Prompt. Write out each entry again. Keep every word exactly as it is.

Data for the task.

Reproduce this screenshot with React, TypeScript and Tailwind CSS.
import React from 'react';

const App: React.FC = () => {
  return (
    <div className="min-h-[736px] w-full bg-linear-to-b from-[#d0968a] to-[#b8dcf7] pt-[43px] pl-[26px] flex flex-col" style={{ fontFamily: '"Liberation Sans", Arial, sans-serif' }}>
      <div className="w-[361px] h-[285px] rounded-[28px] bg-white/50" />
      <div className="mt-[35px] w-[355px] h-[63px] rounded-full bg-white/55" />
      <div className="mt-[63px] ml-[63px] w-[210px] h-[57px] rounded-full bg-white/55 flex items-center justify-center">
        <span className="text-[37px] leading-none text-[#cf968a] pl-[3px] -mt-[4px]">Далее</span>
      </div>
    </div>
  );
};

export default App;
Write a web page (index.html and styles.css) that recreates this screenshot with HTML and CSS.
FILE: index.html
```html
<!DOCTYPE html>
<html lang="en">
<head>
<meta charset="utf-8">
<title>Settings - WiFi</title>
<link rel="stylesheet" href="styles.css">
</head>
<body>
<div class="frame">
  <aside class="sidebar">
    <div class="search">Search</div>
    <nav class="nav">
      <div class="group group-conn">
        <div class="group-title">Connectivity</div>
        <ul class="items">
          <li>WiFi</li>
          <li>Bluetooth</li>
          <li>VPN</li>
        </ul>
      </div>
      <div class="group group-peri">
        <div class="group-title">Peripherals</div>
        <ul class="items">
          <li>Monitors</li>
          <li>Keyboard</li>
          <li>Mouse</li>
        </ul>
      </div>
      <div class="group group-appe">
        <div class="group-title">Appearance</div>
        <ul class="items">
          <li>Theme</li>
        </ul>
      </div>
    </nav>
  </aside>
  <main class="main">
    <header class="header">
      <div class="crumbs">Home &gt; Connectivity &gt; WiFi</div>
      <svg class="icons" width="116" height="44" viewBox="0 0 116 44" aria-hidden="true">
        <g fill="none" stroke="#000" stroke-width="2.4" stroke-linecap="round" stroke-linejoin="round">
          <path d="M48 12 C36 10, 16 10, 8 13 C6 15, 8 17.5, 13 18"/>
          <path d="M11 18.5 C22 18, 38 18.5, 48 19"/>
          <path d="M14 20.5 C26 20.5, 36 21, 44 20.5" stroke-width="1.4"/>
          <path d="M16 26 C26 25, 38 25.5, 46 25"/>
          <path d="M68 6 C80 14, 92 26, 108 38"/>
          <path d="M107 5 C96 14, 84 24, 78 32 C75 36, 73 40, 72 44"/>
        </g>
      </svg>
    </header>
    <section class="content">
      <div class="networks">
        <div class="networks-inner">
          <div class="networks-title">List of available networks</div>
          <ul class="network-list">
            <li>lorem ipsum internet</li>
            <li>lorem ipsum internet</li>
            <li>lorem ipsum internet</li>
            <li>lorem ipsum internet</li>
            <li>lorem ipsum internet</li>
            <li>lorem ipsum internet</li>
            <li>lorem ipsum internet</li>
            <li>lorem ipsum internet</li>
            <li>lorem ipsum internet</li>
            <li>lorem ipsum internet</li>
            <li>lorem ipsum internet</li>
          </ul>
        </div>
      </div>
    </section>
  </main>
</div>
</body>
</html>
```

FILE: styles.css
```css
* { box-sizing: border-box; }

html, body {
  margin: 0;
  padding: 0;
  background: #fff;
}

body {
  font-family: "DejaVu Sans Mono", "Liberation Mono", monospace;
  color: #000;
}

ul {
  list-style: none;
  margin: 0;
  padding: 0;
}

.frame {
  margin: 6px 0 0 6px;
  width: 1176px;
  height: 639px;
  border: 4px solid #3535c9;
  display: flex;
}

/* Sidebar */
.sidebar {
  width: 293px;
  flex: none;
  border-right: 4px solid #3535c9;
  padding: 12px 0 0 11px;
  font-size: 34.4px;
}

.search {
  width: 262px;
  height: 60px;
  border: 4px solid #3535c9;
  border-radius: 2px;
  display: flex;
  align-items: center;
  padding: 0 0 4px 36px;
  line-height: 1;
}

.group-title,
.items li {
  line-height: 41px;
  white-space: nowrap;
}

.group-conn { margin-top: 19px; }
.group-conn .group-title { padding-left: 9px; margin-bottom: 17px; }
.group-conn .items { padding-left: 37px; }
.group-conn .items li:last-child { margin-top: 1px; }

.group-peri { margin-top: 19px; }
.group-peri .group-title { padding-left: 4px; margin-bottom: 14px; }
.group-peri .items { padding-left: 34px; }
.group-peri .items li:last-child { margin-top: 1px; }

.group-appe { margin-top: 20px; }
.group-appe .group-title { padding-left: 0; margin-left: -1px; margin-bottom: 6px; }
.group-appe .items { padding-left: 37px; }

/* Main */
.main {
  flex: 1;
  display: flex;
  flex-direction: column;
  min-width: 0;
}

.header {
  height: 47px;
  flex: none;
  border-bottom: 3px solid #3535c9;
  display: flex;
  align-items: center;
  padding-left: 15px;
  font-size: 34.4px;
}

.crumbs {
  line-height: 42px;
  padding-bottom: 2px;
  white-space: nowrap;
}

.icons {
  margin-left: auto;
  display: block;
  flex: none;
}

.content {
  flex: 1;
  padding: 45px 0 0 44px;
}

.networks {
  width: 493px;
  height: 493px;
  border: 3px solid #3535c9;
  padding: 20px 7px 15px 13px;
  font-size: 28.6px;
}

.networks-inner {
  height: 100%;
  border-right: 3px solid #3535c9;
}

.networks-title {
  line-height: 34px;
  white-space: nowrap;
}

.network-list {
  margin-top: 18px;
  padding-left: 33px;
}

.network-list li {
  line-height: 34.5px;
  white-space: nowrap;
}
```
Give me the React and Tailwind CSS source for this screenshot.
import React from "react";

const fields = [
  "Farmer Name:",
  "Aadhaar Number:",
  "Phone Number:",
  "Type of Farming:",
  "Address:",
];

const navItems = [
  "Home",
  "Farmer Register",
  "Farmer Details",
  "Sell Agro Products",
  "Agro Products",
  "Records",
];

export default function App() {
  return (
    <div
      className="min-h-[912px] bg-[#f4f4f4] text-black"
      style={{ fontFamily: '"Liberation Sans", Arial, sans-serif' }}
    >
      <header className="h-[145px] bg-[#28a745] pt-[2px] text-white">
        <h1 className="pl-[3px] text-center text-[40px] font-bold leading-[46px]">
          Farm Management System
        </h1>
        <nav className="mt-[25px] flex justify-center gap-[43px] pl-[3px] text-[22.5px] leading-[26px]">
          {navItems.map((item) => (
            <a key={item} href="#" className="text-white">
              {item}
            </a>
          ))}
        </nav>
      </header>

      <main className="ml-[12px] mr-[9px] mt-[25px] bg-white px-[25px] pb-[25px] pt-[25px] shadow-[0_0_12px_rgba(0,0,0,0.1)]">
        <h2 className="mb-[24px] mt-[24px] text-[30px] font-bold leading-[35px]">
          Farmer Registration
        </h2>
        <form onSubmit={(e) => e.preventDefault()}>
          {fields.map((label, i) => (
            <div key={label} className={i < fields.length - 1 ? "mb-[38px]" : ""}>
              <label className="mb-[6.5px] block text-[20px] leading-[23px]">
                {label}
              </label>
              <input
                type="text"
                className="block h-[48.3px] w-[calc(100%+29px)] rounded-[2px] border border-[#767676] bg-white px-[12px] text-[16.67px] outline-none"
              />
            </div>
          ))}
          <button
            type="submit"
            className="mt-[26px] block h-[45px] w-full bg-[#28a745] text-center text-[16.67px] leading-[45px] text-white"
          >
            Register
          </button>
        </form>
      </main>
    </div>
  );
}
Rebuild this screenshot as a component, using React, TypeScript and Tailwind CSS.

Final result.
Reproduce this screenshot with React, TypeScript and Tailwind CSS.
import React from 'react';

const App: React.FC = () => {
  return (
    <div className="min-h-[736px] w-full bg-linear-to-b from-[#d0968a] to-[#b8dcf7] pt-[43px] pl-[26px] flex flex-col" style={{ fontFamily: '"Liberation Sans", Arial, sans-serif' }}>
      <div className="w-[361px] h-[285px] rounded-[28px] bg-white/50" />
      <div className="mt-[35px] w-[355px] h-[63px] rounded-full bg-white/55" />
      <div className="mt-[63px] ml-[63px] w-[210px] h-[57px] rounded-full bg-white/55 flex items-center justify-center">
        <span className="text-[37px] leading-none text-[#cf968a] pl-[3px] -mt-[4px]">Далее</span>
      </div>
    </div>
  );
};

export default App;
Write a web page (index.html and styles.css) that recreates this screenshot with HTML and CSS.
FILE: index.html
```html
<!DOCTYPE html>
<html lang="en">
<head>
<meta charset="utf-8">
<title>Settings - WiFi</title>
<link rel="stylesheet" href="styles.css">
</head>
<body>
<div class="frame">
  <aside class="sidebar">
    <div class="search">Search</div>
    <nav class="nav">
      <div class="group group-conn">
        <div class="group-title">Connectivity</div>
        <ul class="items">
          <li>WiFi</li>
          <li>Bluetooth</li>
          <li>VPN</li>
        </ul>
      </div>
      <div class="group group-peri">
        <div class="group-title">Peripherals</div>
        <ul class="items">
          <li>Monitors</li>
          <li>Keyboard</li>
          <li>Mouse</li>
        </ul>
      </div>
      <div class="group group-appe">
        <div class="group-title">Appearance</div>
        <ul class="items">
          <li>Theme</li>
        </ul>
      </div>
    </nav>
  </aside>
  <main class="main">
    <header class="header">
      <div class="crumbs">Home &gt; Connectivity &gt; WiFi</div>
      <svg class="icons" width="116" height="44" viewBox="0 0 116 44" aria-hidden="true">
        <g fill="none" stroke="#000" stroke-width="2.4" stroke-linecap="round" stroke-linejoin="round">
          <path d="M48 12 C36 10, 16 10, 8 13 C6 15, 8 17.5, 13 18"/>
          <path d="M11 18.5 C22 18, 38 18.5, 48 19"/>
          <path d="M14 20.5 C26 20.5, 36 21, 44 20.5" stroke-width="1.4"/>
          <path d="M16 26 C26 25, 38 25.5, 46 25"/>
          <path d="M68 6 C80 14, 92 26, 108 38"/>
          <path d="M107 5 C96 14, 84 24, 78 32 C75 36, 73 40, 72 44"/>
        </g>
      </svg>
    </header>
    <section class="content">
      <div class="networks">
        <div class="networks-inner">
          <div class="networks-title">List of available networks</div>
          <ul class="network-list">
            <li>lorem ipsum internet</li>
            <li>lorem ipsum internet</li>
            <li>lorem ipsum internet</li>
            <li>lorem ipsum internet</li>
            <li>lorem ipsum internet</li>
            <li>lorem ipsum internet</li>
            <li>lorem ipsum internet</li>
            <li>lorem ipsum internet</li>
            <li>lorem ipsum internet</li>
            <li>lorem ipsum internet</li>
            <li>lorem ipsum internet</li>
          </ul>
        </div>
      </div>
    </section>
  </main>
</div>
</body>
</html>
```

FILE: styles.css
```css
* { box-sizing: border-box; }

html, body {
  margin: 0;
  padding: 0;
  background: #fff;
}

body {
  font-family: "DejaVu Sans Mono", "Liberation Mono", monospace;
  color: #000;
}

ul {
  list-style: none;
  margin: 0;
  padding: 0;
}

.frame {
  margin: 6px 0 0 6px;
  width: 1176px;
  height: 639px;
  border: 4px solid #3535c9;
  display: flex;
}

/* Sidebar */
.sidebar {
  width: 293px;
  flex: none;
  border-right: 4px solid #3535c9;
  padding: 12px 0 0 11px;
  font-size: 34.4px;
}

.search {
  width: 262px;
  height: 60px;
  border: 4px solid #3535c9;
  border-radius: 2px;
  display: flex;
  align-items: center;
  padding: 0 0 4px 36px;
  line-height: 1;
}

.group-title,
.items li {
  line-height: 41px;
  white-space: nowrap;
}

.group-conn { margin-top: 19px; }
.group-conn .group-title { padding-left: 9px; margin-bottom: 17px; }
.group-conn .items { padding-left: 37px; }
.group-conn .items li:last-child { margin-top: 1px; }

.group-peri { margin-top: 19px; }
.group-peri .group-title { padding-left: 4px; margin-bottom: 14px; }
.group-peri .items { padding-left: 34px; }
.group-peri .items li:last-child { margin-top: 1px; }

.group-appe { margin-top: 20px; }
.group-appe .group-title { padding-left: 0; margin-left: -1px; margin-bottom: 6px; }
.group-appe .items { padding-left: 37px; }

/* Main */
.main {
  flex: 1;
  display: flex;
  flex-direction: column;
  min-width: 0;
}

.header {
  height: 47px;
  flex: none;
  border-bottom: 3px solid #3535c9;
  display: flex;
  align-items: center;
  padding-left: 15px;
  font-size: 34.4px;
}

.crumbs {
  line-height: 42px;
  padding-bottom: 2px;
  white-space: nowrap;
}

.icons {
  margin-left: auto;
  display: block;
  flex: none;
}

.content {
  flex: 1;
  padding: 45px 0 0 44px;
}

.networks {
  width: 493px;
  height: 493px;
  border: 3px solid #3535c9;
  padding: 20px 7px 15px 13px;
  font-size: 28.6px;
}

.networks-inner {
  height: 100%;
  border-right: 3px solid #3535c9;
}

.networks-title {
  line-height: 34px;
  white-space: nowrap;
}

.network-list {
  margin-top: 18px;
  padding-left: 33px;
}

.network-list li {
  line-height: 34.5px;
  white-space: nowrap;
}
```
Give me the React and Tailwind CSS source for this screenshot.
import React from "react";

const fields = [
  "Farmer Name:",
  "Aadhaar Number:",
  "Phone Number:",
  "Type of Farming:",
  "Address:",
];

const navItems = [
  "Home",
  "Farmer Register",
  "Farmer Details",
  "Sell Agro Products",
  "Agro Products",
  "Records",
];

export default function App() {
  return (
    <div
      className="min-h-[912px] bg-[#f4f4f4] text-black"
      style={{ fontFamily: '"Liberation Sans", Arial, sans-serif' }}
    >
      <header className="h-[145px] bg-[#28a745] pt-[2px] text-white">
        <h1 className="pl-[3px] text-center text-[40px] font-bold leading-[46px]">
          Farm Management System
        </h1>
        <nav className="mt-[25px] flex justify-center gap-[43px] pl-[3px] text-[22.5px] leading-[26px]">
          {navItems.map((item) => (
            <a key={item} href="#" className="text-white">
              {item}
            </a>
          ))}
        </nav>
      </header>

      <main className="ml-[12px] mr-[9px] mt-[25px] bg-white px-[25px] pb-[25px] pt-[25px] shadow-[0_0_12px_rgba(0,0,0,0.1)]">
        <h2 className="mb-[24px] mt-[24px] text-[30px] font-bold leading-[35px]">
          Farmer Registration
        </h2>
        <form onSubmit={(e) => e.preventDefault()}>
          {fields.map((label, i) => (
            <div key={label} className={i < fields.length - 1 ? "mb-[38px]" : ""}>
              <label className="mb-[6.5px] block text-[20px] leading-[23px]">
                {label}
              </label>
              <input
                type="text"
                className="block h-[48.3px] w-[calc(100%+29px)] rounded-[2px] border border-[#767676] bg-white px-[12px] text-[16.67px] outline-none"
              />
            </div>
          ))}
          <button
            type="submit"
            className="mt-[26px] block h-[45px] w-full bg-[#28a745] text-center text-[16.67px] leading-[45px] text-white"
          >
            Register
          </button>
        </form>
      </main>
    </div>
  );
}
Rebuild this screenshot as a component, using React, TypeScript and Tailwind CSS.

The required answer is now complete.